Continuing our research, we vote Cruz Bay Landing as having the 3rd best bushwacker.

We motor past the near-deserted 40 mooring ball field at Caneel Bay and along the north shore. Winds are a bit gusty at Francis Bay so we secure a mooring at the more-protected Maho Bay. I paddle ashore to explore the funky new Maho Crossroads beach bar/food truck. Lots of casual seating, shade, and games.

By sunset there are 10 boats on the 57 moorings balls in Francis/Maho Bay. Mooring fee ($26, or $13 with the Senior Pass) is on the honor system and paid at the nearby floating pay station. Last night supper is a hodge-podge of leftovers and we clean the boat and pack our gear.

Day 12 – We’re underway at 6 am for the 2-hour motorsail to Crown Bay Marina to refuel when they open at 8 am. We arrive a few minutes early and call Channel 11 for clearance and we’re welcomed in to refuel 120 gallons at $4.02. We have 64 combined hours on the engines (@1.4 gph) and 56 hours on the generator (@ 0.6 gph). Our trip log is 256 nm.

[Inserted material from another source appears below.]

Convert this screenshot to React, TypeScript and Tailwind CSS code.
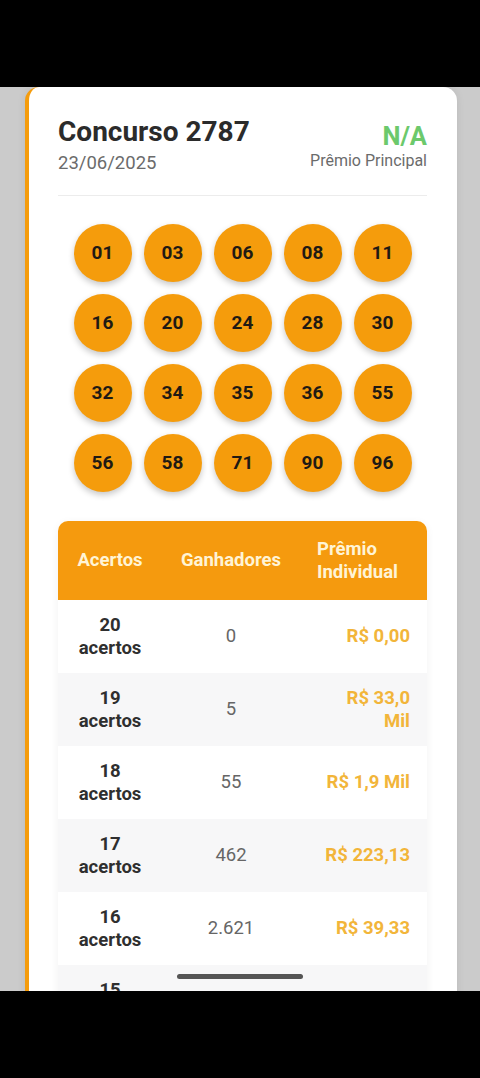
const numbers = ["01", "03", "06", "08", "11", "16", "20", "24", "28", "30", "32", "34", "35", "36", "55", "56", "58", "71", "90", "96"];

type Row = {
  hits: number;
  winners: string;
  prize: string;
};

const rows: Row[] = [
  { hits: 20, winners: "0", prize: "R$ 0,00" },
  { hits: 19, winners: "5", prize: "R$ 33,0 Mil" },
  { hits: 18, winners: "55", prize: "R$ 1,9 Mil" },
  { hits: 17, winners: "462", prize: "R$ 223,13" },
  { hits: 16, winners: "2.621", prize: "R$ 39,33" },
  { hits: 15, winners: "15.032", prize: "R$ 6,85" },
];

const Ball = ({ value }: { value: string }) => (
  <div className="flex h-[58px] w-[58px] items-center justify-center rounded-full bg-[#f59c0c] text-[19px] font-bold text-[#1f1a14] shadow-[0_3px_6px_rgba(0,0,0,0.22)]">
    {value}
  </div>
);

const App = () => {
  return (
    <div className="flex h-[1078px] flex-col bg-black font-['Roboto',sans-serif]">
      <div className="h-[87px] shrink-0" />
      <div className="relative h-[904px] shrink-0 overflow-hidden bg-[#cbcbcb] pl-[25px] pr-[23px]">
        <div className="min-h-full rounded-t-[14px] border-l-4 border-[#f59c0c] bg-white pl-[29px] pr-[30px] pt-[29px] shadow-[0_0_8px_rgba(0,0,0,0.08)]">
          <div className="flex items-start justify-between">
            <div>
              <h1 className="text-[28px] font-bold leading-[32px] text-[#2b2b2b]">Concurso 2787</h1>
              <p className="mt-[4px] text-[18.5px] leading-[22px] text-[#6b6b6b]">23/06/2025</p>
            </div>
            <div className="pt-[6px] text-right">
              <div className="text-[25.5px] font-bold leading-[28px] text-[#6cc96c]">N/A</div>
              <div className="mt-[2px] text-[16px] leading-[18px] text-[#6b6b6b]">Prêmio Principal</div>
            </div>
          </div>
          <div className="mt-[21px] h-px bg-[#ececec]" />

          <div className="mt-[28px] grid grid-cols-[repeat(5,58px)] justify-center gap-[12px]">
            {numbers.map((n) => (
              <Ball key={n} value={n} />
            ))}
          </div>

          <div className="mt-[29px] overflow-hidden rounded-t-[10px] shadow-[0_2px_8px_rgba(0,0,0,0.06)]">
            <div className="grid h-[79px] grid-cols-[104px_138px_1fr] items-center bg-[#f59a0e] text-[18.5px] font-bold leading-[23px] text-[#fff4d6]">
              <div className="text-center">Acertos</div>
              <div className="text-center">Ganhadores</div>
              <div className="pl-[17px] pr-[8px]">Prêmio Individual</div>
            </div>
            {rows.map((r, i) => (
              <div
                key={r.hits}
                className={`grid h-[73px] grid-cols-[104px_138px_1fr] items-center text-[18.5px] leading-[23px] ${i % 2 === 1 ? "bg-[#f7f7f8]" : "bg-white"}`}
              >
                <div className="text-center font-bold text-[#2f2f2f]">
                  {r.hits}
                  <br />
                  acertos
                </div>
                <div className="text-center text-[#666666]">{r.winners}</div>
                <div className="pl-[17px] pr-[17px] text-right font-bold text-[#f2b53a]">{r.prize}</div>
              </div>
            ))}
          </div>
        </div>
        <div className="absolute bottom-[12px] left-[177px] h-[5px] w-[126px] rounded-full bg-[#555555]" />
      </div>
    </div>
  );
};

export default App;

I leave the Med-mooring docking to CYOA staff. A quick debrief, some last-minute Caribs, good-byes to CYOA staff and a reminder for them to take the frozen Mahi and (incongruously) a case of leftover Carib, and it’s on to an 11:15 am taxi for a 1:50 pm Delta flight. Airport lines are short. For weekday departures, I’m finding arriving 2-1/2 hours prior to departure is sufficient. Thankfully both flights home arrive early. To avoid DIF, planning for the next trip is well underway.

Hope you enjoyed and found some useful tidbits in this trip report!
Posted By: Maria_and_Steve

Re: USVI/SVI/BVI Trip Report - 06/05/2019 10:16 PM

Very nice detailed report. Thanks! smile
Posted By: finnman

Re: USVI/SVI/BVI Trip Report - 06/09/2019 12:25 PM

Great report. We are considering St Croix and the SVI for a future trip. Have recently chartered twice with Virgin Islands Yacht Charters out of Compass Point Marina and love the convenience of a St Thomas operation. Thanks for taking the time.
Posted By: ugo

Re: USVI/SVI/BVI Trip Report - 09/14/2019 05:18 PM

thanks! great report.
Over the years we had done most of those stops...except STX...and it brought back so many pleasant memories.